The auction covers five solar-plus-storage sites totaling 220 MW of solar generation and 135 MW / 440 MWh of battery storage:
- Govisumber, Sumber district: 50 MW solar / 30 MW / 100 MWh storage
- Dundgovi, Saintsagaan district: 50 MW solar / 30 MW / 100 MWh storage
- Bulgan, Orkhon district: 50 MW solar / 30 MW / 100 MWh storage
- Uvurkhangai, Kharkhorin district: 50 MW solar / 30 MW / 100 MWh storage
- Khentii, Kherlen district: 20 MW solar / 15 MW / 40 MWh storage
What had not happened in Mongolia before this auction was a competitive process at this scale. Utility-scale renewables had been procured almost entirely through bilaterally negotiated power purchase agreements, which produced inconsistent pricing, opaque terms, and a project pipeline that did not aggregate into anything bankable. The Ministry has framed the tender as the country's first competitive auction for renewable energy, and the structure supports the framing: digital registration, a published timeline (registration closes June 15, 2026; operational target December 1, 2026, ahead of winter peak), and no state budget funds.
Entry points for institutional capital sit in equity participation in winning consortia, debt financing of the storage component (where multilateral and DFI appetite has historically been strongest in Mongolian infrastructure), and EPC mandates.
What the Baidrag Hydropower Plant Sets in Motion
Baidrag is the first project in what the available evidence suggests is a deeper hydropower pipeline. The concession runs 2026 to 2030 for construction and 2030 to 2055 for operations, after which the asset transfers to the state. Design, environmental assessment, construction, and operation all sit with the private partner. The Minister of Economy and Development, Enkhbayar Jadamba, and the Minister of Energy, Naidalaa Badrakh, are jointly tasked with partner selection.
The investment case differs materially from the solar auction. Hydropower adds dispatchable clean baseload to a grid that today relies on coal for firming. A 25-year operating concession with state-backed offtake, implicit in the build, operate and transfer (BOT) structure, would produce the long-dated cash flow profile that infrastructure funds, pension allocators, and green-bond investors actively seek.

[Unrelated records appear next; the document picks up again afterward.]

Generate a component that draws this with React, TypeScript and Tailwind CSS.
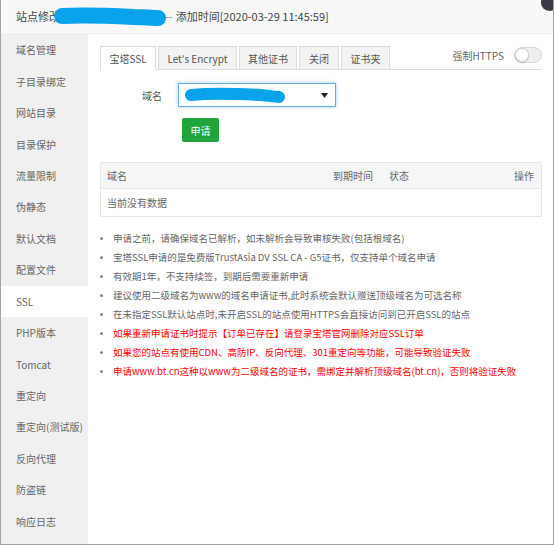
import React from 'react'

const MENU = [
  '域名管理', '子目录绑定', '网站目录', '目录保护', '流量限制', '伪静态', '默认文档', '配置文件',
  'SSL', 'PHP版本', 'Tomcat', '重定向', '重定向(测试版)', '反向代理', '防盗链', '响应日志',
]

const TABS = [
  { label: '宝塔SSL', w: 'w-[56px]', active: true },
  { label: "Let's Encrypt", w: 'w-[79px]' },
  { label: '其他证书', w: 'w-[58px]' },
  { label: '关闭', w: 'w-[40px]' },
  { label: '证书夹', w: 'w-[49px]' },
]

const TIPS: { text: string; red?: boolean }[] = [
  { text: '申请之前，请确保域名已解析，如未解析会导致审核失败(包括根域名)' },
  { text: '宝塔SSL申请的是免费版TrustAsia DV SSL CA - G5证书，仅支持单个域名申请' },
  { text: '有效期1年，不支持续签，到期后需要重新申请' },
  { text: '建议使用二级域名为www的域名申请证书,此时系统会默认赠送顶级域名为可选名称' },
  { text: '在未指定SSL默认站点时,未开启SSL的站点使用HTTPS会直接访问到已开启SSL的站点' },
  { text: '如果重新申请证书时提示【订单已存在】请登录宝塔官网删除对应SSL订单', red: true },
  { text: '如果您的站点有使用CDN、高防IP、反向代理、301重定向等功能，可能导致验证失败', red: true },
  { text: '申请www.bt.cn这种以www为二级域名的证书，需绑定并解析顶级域名(bt.cn)，否则将验证失败', red: true },
]

// blue marker strokes that hide the site name
function Scribble({ w, h, d }: { w: number; h: number; d: string }) {
  return (
    <svg width={w} height={h} viewBox={`0 0 ${w} ${h}`} className="block">
      <path d={d} fill="none" stroke="#08a3ea" strokeWidth={h - 5} strokeLinecap="round" strokeLinejoin="round" />
    </svg>
  )
}

export default function App() {
  return (
    <div className="relative w-[554px] h-[545px] overflow-hidden bg-white border-l border-r border-b border-[#a3a3a3] flex flex-col font-['Noto_Sans_CJK_SC','Noto_Sans',sans-serif]">
      {/* close button, mostly outside the frame */}
      <div className="absolute left-[540px] top-[-6px] w-[17px] h-[17px] rounded-full bg-[#3b3b45]" />

      {/* title */}
      <div className="h-[34px] shrink-0 bg-[#f8f8f8] border-b border-[#eeeeee] flex items-center pl-[15px] text-[11px] text-[#444]">
        <span>站点修改</span>
        <span className="-ml-[8px]">
          <Scribble w={116} h={21} d="M10 10 C30 9, 60 10, 82 11 C94 11, 102 12, 106 12" />
        </span>
        <span className="-ml-[3px] text-[#888]">--</span>
        <span className="ml-[3px]">添加时间[2020-03-29 11:45:59]</span>
      </div>

      <div className="flex flex-1 min-h-0">
        {/* side menu */}
        <div className="w-[87px] shrink-0 bg-[#f0f0f0]">
          {MENU.map(m => (
            <div
              key={m}
              className={`h-[31.45px] flex items-center pl-[15px] text-[10px] text-[#666] ${m === 'SSL' ? 'bg-white' : ''}`}
            >
              {m}
            </div>
          ))}
        </div>

        {/* content */}
        <div className="flex-1 pl-[12px] pr-[11px] pt-[11px]">
          {/* tabs */}
          <div className="flex items-end gap-[2px] border-b border-[#ddd]">
            {TABS.map(t => (
              <div
                key={t.label}
                className={`${t.w} h-[24px] -mb-px flex items-center justify-center text-[10px] text-[#555] border border-[#ddd] ${
                  t.active ? 'bg-white border-b-white' : 'bg-[#f3f3f3] border-b-[#ddd]'
                }`}
              >
                {t.label}
              </div>
            ))}
            <div className="ml-auto self-start mt-[2px] mb-[6px] flex items-center gap-[10px]">
              <span className="text-[10px] text-[#666]">强制HTTPS</span>
              <div className="w-[28px] h-[16px] rounded-full bg-[#eeeeee] border border-[#d6d6d6] relative">
                <div className="absolute left-0 top-0 w-[14px] h-[14px] rounded-full bg-white border border-[#d0d0d0] shadow-[0_1px_1px_rgba(0,0,0,0.15)]" />
              </div>
            </div>
          </div>

          {/* domain select */}
          <div className="flex items-center mt-[13px]">
            <span className="w-[62px] text-right text-[10px] text-[#555]">域名</span>
            <div className="ml-[16px] w-[158px] h-[24px] border border-[#66afe9] shadow-[0_0_4px_rgba(102,175,233,0.6)] bg-white flex items-center pl-[3px] pr-[7px]">
              <Scribble w={106} h={17} d="M9 8 C30 6, 60 7, 80 8 C88 9, 94 10, 97 10" />
              <svg width="7" height="5" viewBox="0 0 7 5" className="ml-auto">
                <path d="M0 0 H7 L3.5 5 Z" fill="#222" />
              </svg>
            </div>
          </div>

          <button className="mt-[11px] ml-[82px] w-[37px] h-[24px] rounded-[2px] bg-[#20a53a] text-white text-[10px] flex items-center justify-center">
            申请
          </button>

          {/* table */}
          <div className="mt-[20px] border border-[#e6e6e6] text-[10px] text-[#666]">
            <div className="h-[26px] bg-[#f6f6f6] border-b border-[#e6e6e6] grid grid-cols-[226px_56px_1fr_auto] items-center pl-[6px] pr-[7px]">
              <span>域名</span>
              <span>到期时间</span>
              <span>状态</span>
              <span>操作</span>
            </div>
            <div className="h-[27px] flex items-center pl-[6px]">当前没有数据</div>
          </div>

          {/* tips */}
          <ul className="mt-[12px]">
            {TIPS.map(t => (
              <li key={t.text} className={`h-[19px] flex items-center text-[9.5px] whitespace-nowrap ${t.red ? 'text-[#ff0000]' : 'text-[#666]'}`}>
                <span className="w-[3px] h-[3px] rounded-full bg-[#888] mr-[10px] shrink-0" />
                {t.text}
              </li>
            ))}
          </ul>
        </div>
      </div>
    </div>
  )
}
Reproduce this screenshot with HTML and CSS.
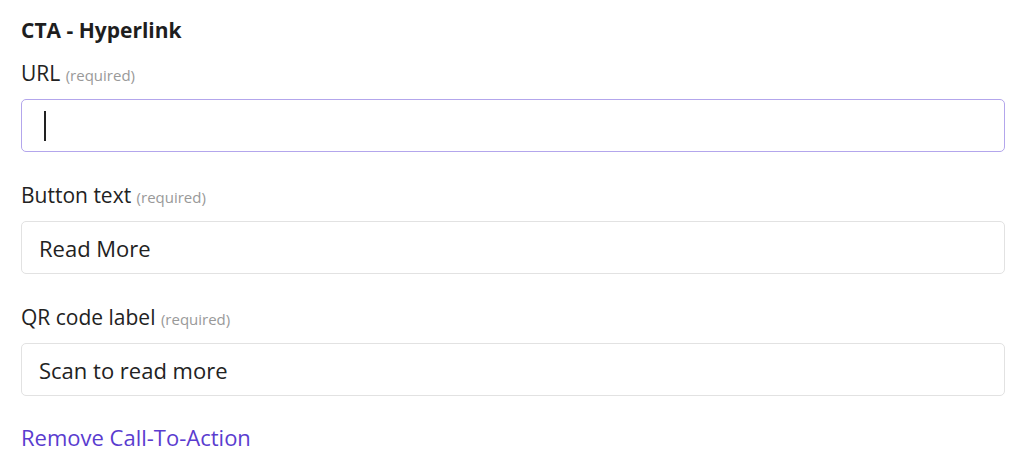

What the Green Data Center Unlocks
The Green Data Center is the most novel piece of the strategy and the one carrying the most execution risk. The Minister of Digital Development, Innovation and Communications of Mongolia, Ch. Nomin was directed to take measures to establish a legal framework for data, aimed at bringing data into economic circulation and facilitating its reuse.
The logic runs from resource endowment, not from current supply. Mongolia has the renewable potential (sun, wind, water, and a cold climate well suited to AI-workload cooling) but not the realized capacity to monetize it. Generation at the scale the policy contemplates can only be financed if a creditworthy anchor offtaker is identified in advance, and the Green Data Center is that offtaker. Without it, the supply-side architecture described above procures capacity that the domestic grid cannot absorb. With it, the closed loop has a demand anchor capable of supporting hyperscale renewable buildout.
How These Projects Advance Vision 2030, Vision 2050 and the NDC
Each of the three projects advances a specific national commitment, and two of them exceed it. The 220 MW solar tender exceeds the NDC Action Plan target of five plants totaling 35.3 MW by roughly six times, while advancing the Vision 2030 goal of 30% renewables in total energy consumption. Baidrag sits alongside the mandated 90 MW Erdeneburen plant, supporting Vision 2030's target of meeting 100% of national demand domestically. The Green Data Center pulls forward Vision 2050's international data hub objective from the 2041 to 2050 phase to the present.